Yeah for sure. It’s always good to have two boards the same size. Say you ride 6’0s. It’s always good to have two boards the same dimensions and one board with a high rocker for the beachies and the other one a slightly more relaxed rocker for a long down the line point where you need to draw your lines out more and also less concave because you’re going faster and there might be a bit of wind on it.
So I think it’s good to take even just two shortboards with different rockers because they will feel so different. Rather than changing the board, change the rocker and it can make such a big difference.
You’re one of the few shapers that remain dedicated to 100% handshapes. Do you ever feel pressured to keep up with the trends while maintaining your core values?

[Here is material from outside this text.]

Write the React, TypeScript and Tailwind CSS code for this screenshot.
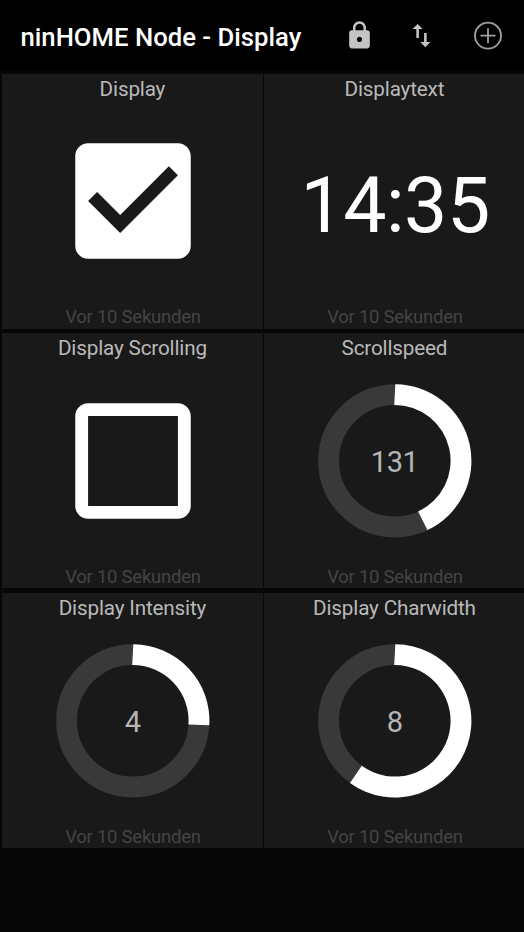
import type { ReactNode } from "react";

function LockIcon() {
  return (
    <svg className="h-[31px] w-[31px] shrink-0" viewBox="0 0 24 24" fill="#c4c4c4">
      <path d="M18 8h-1V6c0-2.76-2.24-5-5-5S7 3.24 7 6v2H6c-1.1 0-2 .9-2 2v10c0 1.1.9 2 2 2h12c1.1 0 2-.9 2-2V10c0-1.1-.9-2-2-2zm-6 9c-1.1 0-2-.9-2-2s.9-2 2-2 2 .9 2 2-.9 2-2 2zm3.100-9H8.900V6c0-1.710 1.390-3.100 3.100-3.100 1.710 0 3.100 1.390 3.100 3.100v2z" />
    </svg>
  );
}

function SwapIcon() {
  return (
    <svg className="h-[31px] w-[31px] shrink-0" viewBox="0 0 24 24" fill="#c4c4c4">
      <path d="M16 17.010V10h-2v7.010h-3L15 21l4-3.990h-3zM9 3L5 6.990h3V14h2V6.990h3L9 3z" />
    </svg>
  );
}

function AddIcon() {
  return (
    <svg className="h-[32px] w-[32px] shrink-0" viewBox="0 0 32 32" fill="none" stroke="#a0a0a0" strokeWidth="1.8">
      <circle cx="16" cy="15.700" r="13" />
      <path d="M8.500 15.700h15M16 8.200v15" />
    </svg>
  );
}

function Checkbox({ checked }: { checked: boolean }) {
  return (
    <svg className="h-[154px] w-[154px]" viewBox="0 0 24 24" fill="#fff">
      {checked ? (
        <path d="M19 3H5c-1.110 0-2 .9-2 2v14c0 1.100.89 2 2 2h14c1.110 0 2-.9 2-2V5c0-1.100-.89-2-2-2zm-9 14l-5-5 1.410-1.410L10 14.170l7.590-7.590L19 8l-9 9z" />
      ) : (
        <path d="M19 5v14H5V5h14m0-2H5c-1.100 0-2 .9-2 2v14c0 1.100.9 2 2 2h14c1.100 0 2-.9 2-2V5c0-1.100-.9-2-2-2z" />
      )}
    </svg>
  );
}

const OUTER = 76.6;
const INNER = 55.8;

function point(radius: number, degrees: number) {
  const a = (degrees * Math.PI) / 180;
  return `${(76.8 + radius * Math.sin(a)).toFixed(2)} ${(76.8 - radius * Math.cos(a)).toFixed(2)}`;
}

function Gauge({ value, angle }: { value: number; angle: number }) {
  const large = angle > 180 ? 1 : 0;
  const arc = `M${point(OUTER, 0.4)}A${OUTER} ${OUTER} 0 ${large} 1 ${point(OUTER, angle)}L${point(INNER, angle + 0.5)}A${INNER} ${INNER} 0 ${large} 0 ${point(INNER, -0.6)}Z`;
  return (
    <div className="grid place-items-center">
      <svg className="col-start-1 row-start-1 h-[154px] w-[154px]" viewBox="0 0 154 154">
        <circle cx="76.8" cy="76.8" r="66.2" fill="none" stroke="#393939" strokeWidth="20.8" />
        <path d={arc} fill="#fff" />
      </svg>
      <span className="col-start-1 row-start-1 pt-[3px] pr-[1px] text-[29px] leading-none tracking-[-0.5px] text-[#b5b5b5]">
        {value}
      </span>
    </div>
  );
}

function Tile({ title, children }: { title: string; children: ReactNode }) {
  return (
    <section className="flex flex-col items-center justify-between bg-[#191919]">
      <h2 className="h-[50px] pt-[3px] text-[20.7px] leading-6 tracking-[-0.17px] text-[#b9b9b9]">{title}</h2>
      <div className="flex h-[154px] items-center justify-center pl-[1.200px]">{children}</div>
      <p className="flex h-[50px] items-end pl-[1px] text-[18.5px] leading-[21.500px] tracking-[-0.25px] text-[#444444]">
        Vor 10 Sekunden
      </p>
    </section>
  );
}

export default function App() {
  return (
    <div className="flex h-[932px] w-[524px] flex-col overflow-hidden bg-[#070707] font-['Roboto','Noto_Sans',sans-serif]">
      <header className="flex h-[71px] shrink-0 items-center bg-black pl-[20.500px]">
        <h1 className="w-[323.500px] shrink-0 pt-[3px] text-[25.700px] leading-8 font-medium whitespace-nowrap text-white">
          ninHOME Node - Display
        </h1>
        <LockIcon />
        <div className="ml-[31px] flex">
          <SwapIcon />
        </div>
        <button className="ml-[35px] flex">
          <AddIcon />
        </button>
      </header>
      <main className="mt-[2.600px] ml-[2.200px] grid grid-cols-[260.500px_260.500px] grid-rows-[255px_255px_255px] gap-x-[1.500px] gap-y-[4.800px]">
        <Tile title="Display">
          <Checkbox checked />
        </Tile>
        <Tile title="Displaytext">
          <span className="pt-[10px] text-[77px] leading-none tracking-[-0.5px] text-white">14:35</span>
        </Tile>
        <Tile title="Display Scrolling">
          <Checkbox checked={false} />
        </Tile>
        <Tile title="Scrollspeed">
          <Gauge value={131} angle={154.8} />
        </Tile>
        <Tile title="Display Intensity">
          <Gauge value={4} angle={93.4} />
        </Tile>
        <Tile title="Display Charwidth">
          <Gauge value={8} angle={215.8} />
        </Tile>
      </main>
    </div>
  );
}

Well it all depends on what you mean by trends. Everyone is doing their own little thing. With my own boards and my own models I’m trying to fill the gaps in for all the different types of surf and different types of surfers and trying to accommodate for everyone. I work on my high performance shortboards for guys who are complete shortboarders, and then I work with the guy who also just wants to have fun and not work so much on a wave and relax a bit.
There are so many different types of surfers and I like that. I can shift my mind from the high performance guy to a guy that just likes to draw a nice clean line on a wave. It’s better compared to 10-15 years ago when everyone just wanted a high performance shortboard. Now it’s about drawing different lines. It’s more fun now.
It feels like there's a movement of surfers who want to establish relationships with shapers rather than trying their luck in a homogenised marketplace. Agree?
Yeah definitely. People get lost and they don’t know where they’re at and they need to talk to someone and they can go and talk to a shaper and the shaper can direct them to something that they are looking for. That’s what my experience is. Guys go through the ringer, do the full circle and then come and see me. Which is great because then they come back.